■ **SHORT TASK**: Write out each line exactly as it stands, please.

::::::::::

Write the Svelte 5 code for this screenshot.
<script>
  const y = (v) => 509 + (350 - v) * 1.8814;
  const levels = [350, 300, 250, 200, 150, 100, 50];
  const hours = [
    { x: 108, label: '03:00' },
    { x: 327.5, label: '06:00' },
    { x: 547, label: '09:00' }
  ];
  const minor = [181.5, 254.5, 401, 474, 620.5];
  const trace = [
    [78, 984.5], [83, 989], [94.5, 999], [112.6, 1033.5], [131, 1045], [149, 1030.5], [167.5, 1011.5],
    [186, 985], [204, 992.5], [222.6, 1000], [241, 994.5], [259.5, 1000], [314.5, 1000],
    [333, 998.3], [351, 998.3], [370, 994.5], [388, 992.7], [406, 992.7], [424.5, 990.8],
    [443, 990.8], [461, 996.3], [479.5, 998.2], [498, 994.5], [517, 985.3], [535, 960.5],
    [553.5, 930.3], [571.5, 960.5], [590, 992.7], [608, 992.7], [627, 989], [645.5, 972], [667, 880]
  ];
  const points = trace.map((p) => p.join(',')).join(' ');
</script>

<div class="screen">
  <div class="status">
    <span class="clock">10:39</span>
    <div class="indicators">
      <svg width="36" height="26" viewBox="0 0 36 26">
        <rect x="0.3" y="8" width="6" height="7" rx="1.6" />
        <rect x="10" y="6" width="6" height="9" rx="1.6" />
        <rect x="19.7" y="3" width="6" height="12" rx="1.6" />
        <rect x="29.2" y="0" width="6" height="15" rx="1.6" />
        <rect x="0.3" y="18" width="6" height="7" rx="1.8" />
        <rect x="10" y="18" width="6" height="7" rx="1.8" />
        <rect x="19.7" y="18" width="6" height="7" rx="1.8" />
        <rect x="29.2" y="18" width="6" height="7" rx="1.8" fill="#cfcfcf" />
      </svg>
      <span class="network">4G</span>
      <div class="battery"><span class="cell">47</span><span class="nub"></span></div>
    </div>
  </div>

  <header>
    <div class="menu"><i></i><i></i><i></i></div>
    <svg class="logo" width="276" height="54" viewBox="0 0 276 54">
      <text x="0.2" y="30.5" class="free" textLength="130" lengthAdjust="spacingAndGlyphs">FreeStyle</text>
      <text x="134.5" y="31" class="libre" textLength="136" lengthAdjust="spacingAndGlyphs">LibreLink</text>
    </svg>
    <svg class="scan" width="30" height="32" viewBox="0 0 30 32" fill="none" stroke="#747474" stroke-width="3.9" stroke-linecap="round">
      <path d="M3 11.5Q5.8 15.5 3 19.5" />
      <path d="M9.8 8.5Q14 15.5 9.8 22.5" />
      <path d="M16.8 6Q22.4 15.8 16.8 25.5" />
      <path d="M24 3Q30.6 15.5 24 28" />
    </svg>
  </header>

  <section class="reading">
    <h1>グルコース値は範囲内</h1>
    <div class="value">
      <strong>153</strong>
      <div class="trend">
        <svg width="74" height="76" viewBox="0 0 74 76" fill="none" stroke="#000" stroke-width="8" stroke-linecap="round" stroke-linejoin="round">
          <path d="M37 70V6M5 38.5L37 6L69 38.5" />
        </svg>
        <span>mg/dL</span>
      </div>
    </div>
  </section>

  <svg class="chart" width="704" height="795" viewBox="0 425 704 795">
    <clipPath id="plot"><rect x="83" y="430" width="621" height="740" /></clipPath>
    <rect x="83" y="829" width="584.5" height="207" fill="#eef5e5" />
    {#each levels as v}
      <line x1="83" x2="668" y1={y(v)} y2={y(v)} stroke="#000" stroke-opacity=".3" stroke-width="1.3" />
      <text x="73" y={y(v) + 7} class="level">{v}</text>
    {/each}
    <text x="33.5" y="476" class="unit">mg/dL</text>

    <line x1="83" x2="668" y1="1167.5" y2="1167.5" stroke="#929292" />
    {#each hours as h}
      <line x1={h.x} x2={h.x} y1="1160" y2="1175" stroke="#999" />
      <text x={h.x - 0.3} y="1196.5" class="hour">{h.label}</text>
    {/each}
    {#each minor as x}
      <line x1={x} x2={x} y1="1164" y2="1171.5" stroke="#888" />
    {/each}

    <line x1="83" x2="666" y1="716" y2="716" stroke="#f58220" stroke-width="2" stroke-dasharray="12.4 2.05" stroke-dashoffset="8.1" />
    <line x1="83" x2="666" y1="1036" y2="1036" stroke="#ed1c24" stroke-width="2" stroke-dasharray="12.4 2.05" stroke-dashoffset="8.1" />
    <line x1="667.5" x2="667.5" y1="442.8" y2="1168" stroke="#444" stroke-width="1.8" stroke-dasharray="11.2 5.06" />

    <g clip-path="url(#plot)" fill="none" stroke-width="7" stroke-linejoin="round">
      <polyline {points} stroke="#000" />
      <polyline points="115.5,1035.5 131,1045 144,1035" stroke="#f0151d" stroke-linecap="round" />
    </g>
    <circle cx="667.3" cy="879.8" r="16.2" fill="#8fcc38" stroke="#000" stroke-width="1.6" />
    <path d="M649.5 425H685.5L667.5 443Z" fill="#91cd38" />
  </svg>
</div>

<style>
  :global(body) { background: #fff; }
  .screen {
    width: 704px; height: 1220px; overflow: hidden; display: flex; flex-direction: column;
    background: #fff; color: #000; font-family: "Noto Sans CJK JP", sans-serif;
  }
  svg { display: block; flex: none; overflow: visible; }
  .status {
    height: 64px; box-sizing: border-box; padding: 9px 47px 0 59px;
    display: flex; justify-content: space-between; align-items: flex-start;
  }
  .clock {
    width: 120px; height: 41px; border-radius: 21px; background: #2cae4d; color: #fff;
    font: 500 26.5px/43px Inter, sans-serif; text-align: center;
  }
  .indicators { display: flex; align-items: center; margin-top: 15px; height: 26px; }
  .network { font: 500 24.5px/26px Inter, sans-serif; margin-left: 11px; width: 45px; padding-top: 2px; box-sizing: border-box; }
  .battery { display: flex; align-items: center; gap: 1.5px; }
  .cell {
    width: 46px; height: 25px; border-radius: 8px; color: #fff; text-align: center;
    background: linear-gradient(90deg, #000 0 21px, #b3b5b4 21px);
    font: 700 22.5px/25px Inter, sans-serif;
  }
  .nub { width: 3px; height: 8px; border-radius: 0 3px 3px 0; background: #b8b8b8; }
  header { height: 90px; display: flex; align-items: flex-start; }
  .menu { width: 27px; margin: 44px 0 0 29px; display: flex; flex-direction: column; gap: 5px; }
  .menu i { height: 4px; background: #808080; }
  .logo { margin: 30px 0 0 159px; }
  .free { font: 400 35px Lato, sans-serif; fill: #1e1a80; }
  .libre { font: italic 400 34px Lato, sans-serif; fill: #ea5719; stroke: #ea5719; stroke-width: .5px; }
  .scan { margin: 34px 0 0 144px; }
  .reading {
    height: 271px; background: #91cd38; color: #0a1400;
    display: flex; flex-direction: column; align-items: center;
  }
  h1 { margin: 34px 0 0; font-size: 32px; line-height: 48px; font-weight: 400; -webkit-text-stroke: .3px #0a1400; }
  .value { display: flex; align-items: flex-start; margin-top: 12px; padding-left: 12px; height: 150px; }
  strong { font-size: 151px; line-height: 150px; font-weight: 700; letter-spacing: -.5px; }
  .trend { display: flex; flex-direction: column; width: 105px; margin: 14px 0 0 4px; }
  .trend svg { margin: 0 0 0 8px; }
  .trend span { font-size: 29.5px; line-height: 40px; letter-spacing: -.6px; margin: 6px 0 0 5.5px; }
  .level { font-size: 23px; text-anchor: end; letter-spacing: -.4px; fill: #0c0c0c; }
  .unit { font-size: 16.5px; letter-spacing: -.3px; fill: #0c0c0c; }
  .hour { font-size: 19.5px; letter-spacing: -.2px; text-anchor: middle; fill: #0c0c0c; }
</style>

::::::::::

■ **REPLY**:
Write the Svelte 5 code for this screenshot.
<script>
  const y = (v) => 509 + (350 - v) * 1.8814;
  const levels = [350, 300, 250, 200, 150, 100, 50];
  const hours = [
    { x: 108, label: '03:00' },
    { x: 327.5, label: '06:00' },
    { x: 547, label: '09:00' }
  ];
  const minor = [181.5, 254.5, 401, 474, 620.5];
  const trace = [
    [78, 984.5], [83, 989], [94.5, 999], [112.6, 1033.5], [131, 1045], [149, 1030.5], [167.5, 1011.5],
    [186, 985], [204, 992.5], [222.6, 1000], [241, 994.5], [259.5, 1000], [314.5, 1000],
    [333, 998.3], [351, 998.3], [370, 994.5], [388, 992.7], [406, 992.7], [424.5, 990.8],
    [443, 990.8], [461, 996.3], [479.5, 998.2], [498, 994.5], [517, 985.3], [535, 960.5],
    [553.5, 930.3], [571.5, 960.5], [590, 992.7], [608, 992.7], [627, 989], [645.5, 972], [667, 880]
  ];
  const points = trace.map((p) => p.join(',')).join(' ');
</script>

<div class="screen">
  <div class="status">
    <span class="clock">10:39</span>
    <div class="indicators">
      <svg width="36" height="26" viewBox="0 0 36 26">
        <rect x="0.3" y="8" width="6" height="7" rx="1.6" />
        <rect x="10" y="6" width="6" height="9" rx="1.6" />
        <rect x="19.7" y="3" width="6" height="12" rx="1.6" />
        <rect x="29.2" y="0" width="6" height="15" rx="1.6" />
        <rect x="0.3" y="18" width="6" height="7" rx="1.8" />
        <rect x="10" y="18" width="6" height="7" rx="1.8" />
        <rect x="19.7" y="18" width="6" height="7" rx="1.8" />
        <rect x="29.2" y="18" width="6" height="7" rx="1.8" fill="#cfcfcf" />
      </svg>
      <span class="network">4G</span>
      <div class="battery"><span class="cell">47</span><span class="nub"></span></div>
    </div>
  </div>

  <header>
    <div class="menu"><i></i><i></i><i></i></div>
    <svg class="logo" width="276" height="54" viewBox="0 0 276 54">
      <text x="0.2" y="30.5" class="free" textLength="130" lengthAdjust="spacingAndGlyphs">FreeStyle</text>
      <text x="134.5" y="31" class="libre" textLength="136" lengthAdjust="spacingAndGlyphs">LibreLink</text>
    </svg>
    <svg class="scan" width="30" height="32" viewBox="0 0 30 32" fill="none" stroke="#747474" stroke-width="3.9" stroke-linecap="round">
      <path d="M3 11.5Q5.8 15.5 3 19.5" />
      <path d="M9.8 8.5Q14 15.5 9.8 22.5" />
      <path d="M16.8 6Q22.4 15.8 16.8 25.5" />
      <path d="M24 3Q30.6 15.5 24 28" />
    </svg>
  </header>

  <section class="reading">
    <h1>グルコース値は範囲内</h1>
    <div class="value">
      <strong>153</strong>
      <div class="trend">
        <svg width="74" height="76" viewBox="0 0 74 76" fill="none" stroke="#000" stroke-width="8" stroke-linecap="round" stroke-linejoin="round">
          <path d="M37 70V6M5 38.5L37 6L69 38.5" />
        </svg>
        <span>mg/dL</span>
      </div>
    </div>
  </section>

  <svg class="chart" width="704" height="795" viewBox="0 425 704 795">
    <clipPath id="plot"><rect x="83" y="430" width="621" height="740" /></clipPath>
    <rect x="83" y="829" width="584.5" height="207" fill="#eef5e5" />
    {#each levels as v}
      <line x1="83" x2="668" y1={y(v)} y2={y(v)} stroke="#000" stroke-opacity=".3" stroke-width="1.3" />
      <text x="73" y={y(v) + 7} class="level">{v}</text>
    {/each}
    <text x="33.5" y="476" class="unit">mg/dL</text>

    <line x1="83" x2="668" y1="1167.5" y2="1167.5" stroke="#929292" />
    {#each hours as h}
      <line x1={h.x} x2={h.x} y1="1160" y2="1175" stroke="#999" />
      <text x={h.x - 0.3} y="1196.5" class="hour">{h.label}</text>
    {/each}
    {#each minor as x}
      <line x1={x} x2={x} y1="1164" y2="1171.5" stroke="#888" />
    {/each}

    <line x1="83" x2="666" y1="716" y2="716" stroke="#f58220" stroke-width="2" stroke-dasharray="12.4 2.05" stroke-dashoffset="8.1" />
    <line x1="83" x2="666" y1="1036" y2="1036" stroke="#ed1c24" stroke-width="2" stroke-dasharray="12.4 2.05" stroke-dashoffset="8.1" />
    <line x1="667.5" x2="667.5" y1="442.8" y2="1168" stroke="#444" stroke-width="1.8" stroke-dasharray="11.2 5.06" />

    <g clip-path="url(#plot)" fill="none" stroke-width="7" stroke-linejoin="round">
      <polyline {points} stroke="#000" />
      <polyline points="115.5,1035.5 131,1045 144,1035" stroke="#f0151d" stroke-linecap="round" />
    </g>
    <circle cx="667.3" cy="879.8" r="16.2" fill="#8fcc38" stroke="#000" stroke-width="1.6" />
    <path d="M649.5 425H685.5L667.5 443Z" fill="#91cd38" />
  </svg>
</div>

<style>
  :global(body) { background: #fff; }
  .screen {
    width: 704px; height: 1220px; overflow: hidden; display: flex; flex-direction: column;
    background: #fff; color: #000; font-family: "Noto Sans CJK JP", sans-serif;
  }
  svg { display: block; flex: none; overflow: visible; }
  .status {
    height: 64px; box-sizing: border-box; padding: 9px 47px 0 59px;
    display: flex; justify-content: space-between; align-items: flex-start;
  }
  .clock {
    width: 120px; height: 41px; border-radius: 21px; background: #2cae4d; color: #fff;
    font: 500 26.5px/43px Inter, sans-serif; text-align: center;
  }
  .indicators { display: flex; align-items: center; margin-top: 15px; height: 26px; }
  .network { font: 500 24.5px/26px Inter, sans-serif; margin-left: 11px; width: 45px; padding-top: 2px; box-sizing: border-box; }
  .battery { display: flex; align-items: center; gap: 1.5px; }
  .cell {
    width: 46px; height: 25px; border-radius: 8px; color: #fff; text-align: center;
    background: linear-gradient(90deg, #000 0 21px, #b3b5b4 21px);
    font: 700 22.5px/25px Inter, sans-serif;
  }
  .nub { width: 3px; height: 8px; border-radius: 0 3px 3px 0; background: #b8b8b8; }
  header { height: 90px; display: flex; align-items: flex-start; }
  .menu { width: 27px; margin: 44px 0 0 29px; display: flex; flex-direction: column; gap: 5px; }
  .menu i { height: 4px; background: #808080; }
  .logo { margin: 30px 0 0 159px; }
  .free { font: 400 35px Lato, sans-serif; fill: #1e1a80; }
  .libre { font: italic 400 34px Lato, sans-serif; fill: #ea5719; stroke: #ea5719; stroke-width: .5px; }
  .scan { margin: 34px 0 0 144px; }
  .reading {
    height: 271px; background: #91cd38; color: #0a1400;
    display: flex; flex-direction: column; align-items: center;
  }
  h1 { margin: 34px 0 0; font-size: 32px; line-height: 48px; font-weight: 400; -webkit-text-stroke: .3px #0a1400; }
  .value { display: flex; align-items: flex-start; margin-top: 12px; padding-left: 12px; height: 150px; }
  strong { font-size: 151px; line-height: 150px; font-weight: 700; letter-spacing: -.5px; }
  .trend { display: flex; flex-direction: column; width: 105px; margin: 14px 0 0 4px; }
  .trend svg { margin: 0 0 0 8px; }
  .trend span { font-size: 29.5px; line-height: 40px; letter-spacing: -.6px; margin: 6px 0 0 5.5px; }
  .level { font-size: 23px; text-anchor: end; letter-spacing: -.4px; fill: #0c0c0c; }
  .unit { font-size: 16.5px; letter-spacing: -.3px; fill: #0c0c0c; }
  .hour { font-size: 19.5px; letter-spacing: -.2px; text-anchor: middle; fill: #0c0c0c; }
</style>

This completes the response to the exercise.